Um artigo sobre a edição eletrônica da Oxford das obras completas de Austen faz o levantamento do número de personagens que se engajam em diálogos em sua obra: 141. Outros levantamentos incluem o número de palavras pronunciadas por cada personagem, o número de cores mencionadas pela autora e levantamentos gramaticais (quantas vezes a palavra "eu" aparece e coisas assim).
Existe também uma lista de discussão sobre Jane Austen. É a Austen-L, que se originou no Canadá (o endereço é listserv@vm1.mcgill.ca) e tem 545 assinantes. O nome de Austen tem aparecido também ultimamente em grupos de discussão como rec.arts.books e rec.arts.movies.current-films.
É preciso distinguir entre listas, com um número pequeno de participantes que acabam se conhecendo ao longos dos anos, e grupos da Usenet, que ficaram muito banalizados com o crescimento da Internet, e são hoje, na maioria, um equivalente eletrônico de um bar cheio de pessoas rudes que não se interessam umas pelas outras.

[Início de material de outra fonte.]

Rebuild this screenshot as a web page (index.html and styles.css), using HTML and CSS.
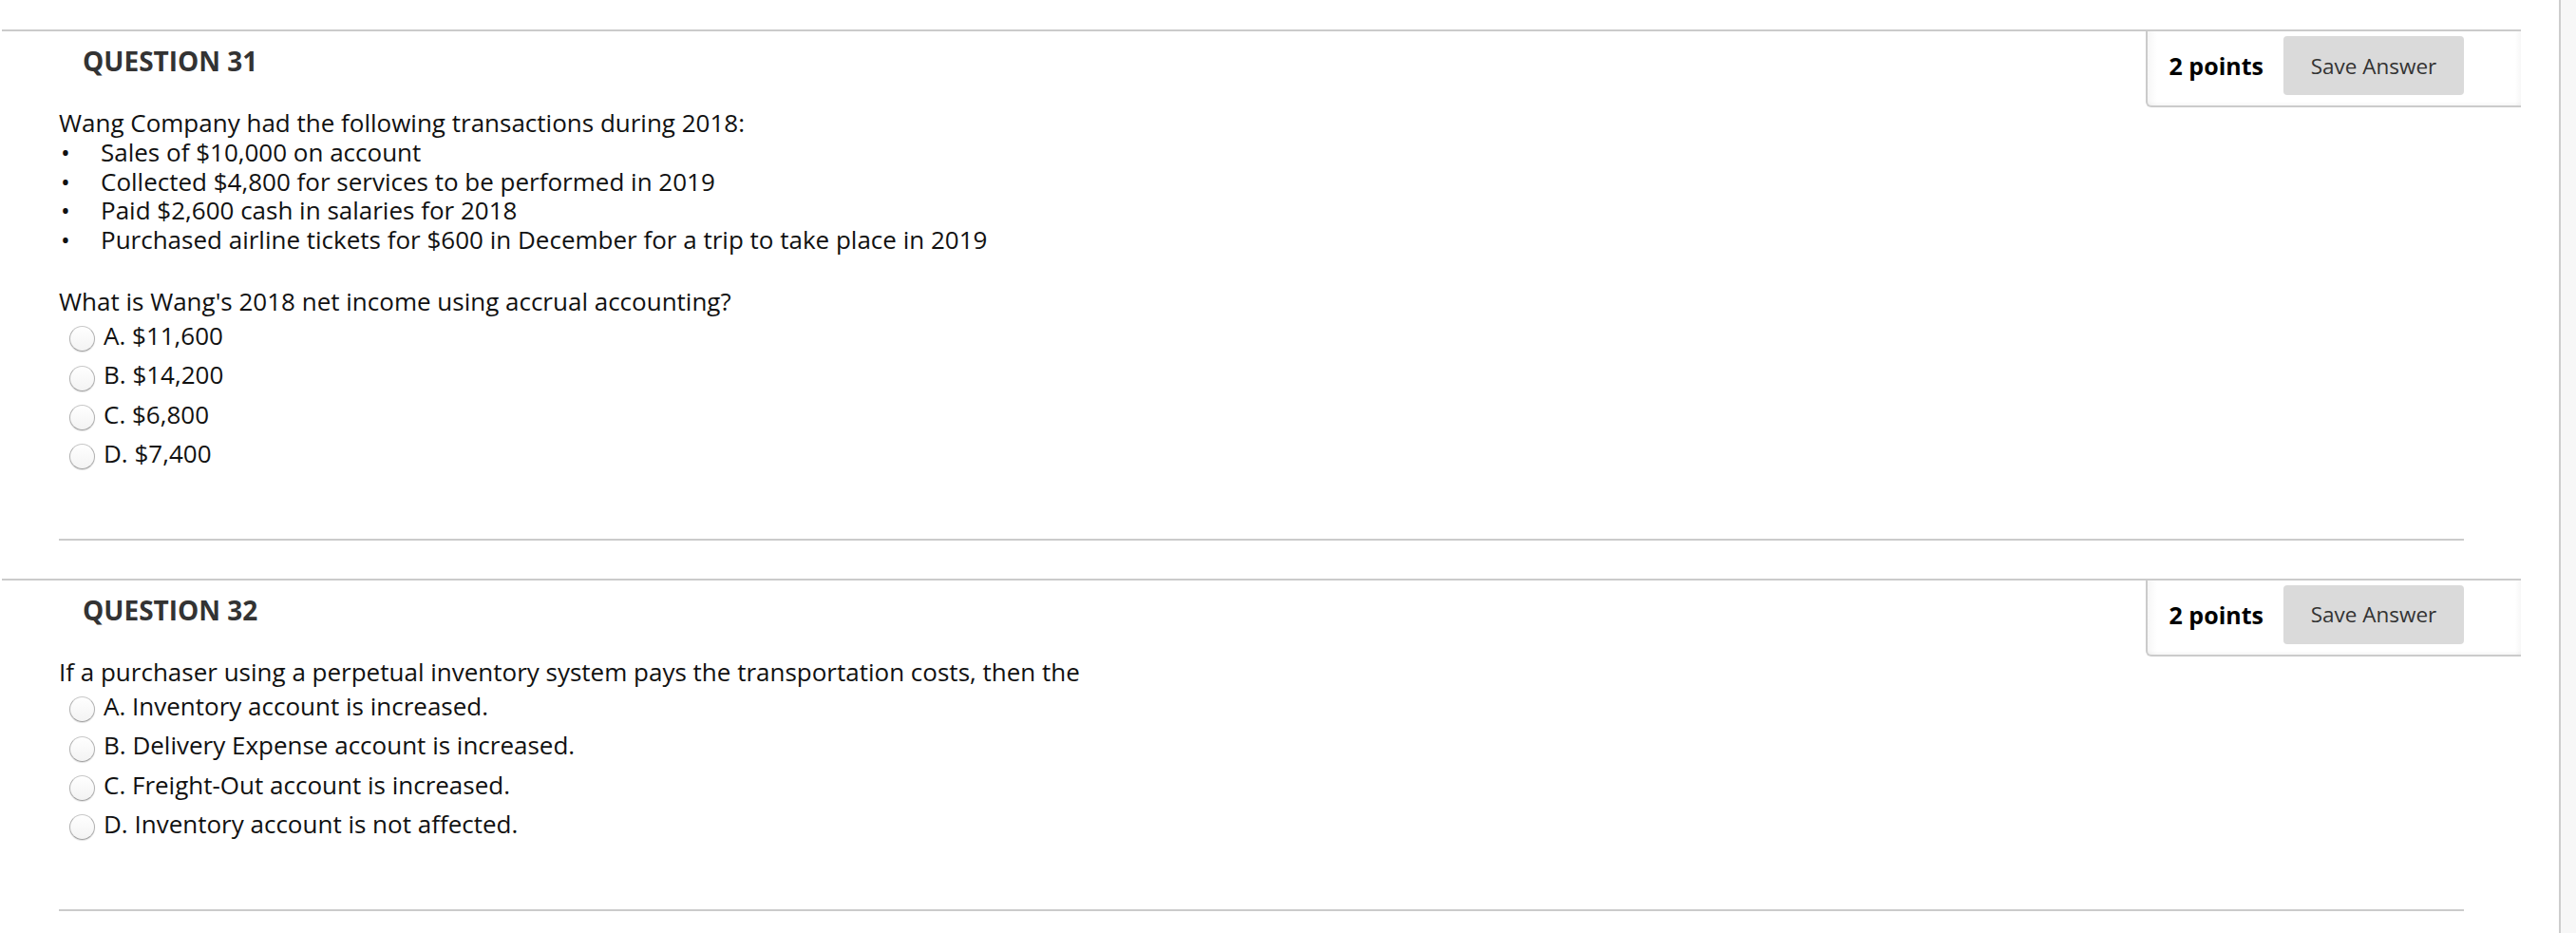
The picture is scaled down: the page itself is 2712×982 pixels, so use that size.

E o que será que Jane Austen diria, ao se encontrar refletida em milhões de computadores? À primeira vista, não dá para imaginar casamento mais exótico. A Internet é apenas uma das mídias de um mundo cada vez mais incapaz de literatura, talvez por falta de capacidade de concentrar, de se recolher, de olhar para dentro. E Austen levou uma vida fisicamente limitada, recolhida, não casou, morreu cedo. Foi pura introspecção. Como Emily Dickinson, apresentou seu talento como única resposta à repressão e à hipocrisia sufocante de seu mundo -e foi suficiente. A resistência passiva e paciente que ofereceu às barreiras que uma escritora encontrava na Inglaterra de sua época carregou sua obra através dos séculos.
Quem sabe? Rainha da ironia, talvez apreciasse o contraste entre seu mundo de rituais sociais precisos, filho de uma cultura definida e cheia de fronteiras, e a teia doida de computadores, onde admiradores anônimos depositaram suas palavras, um século e meio depois.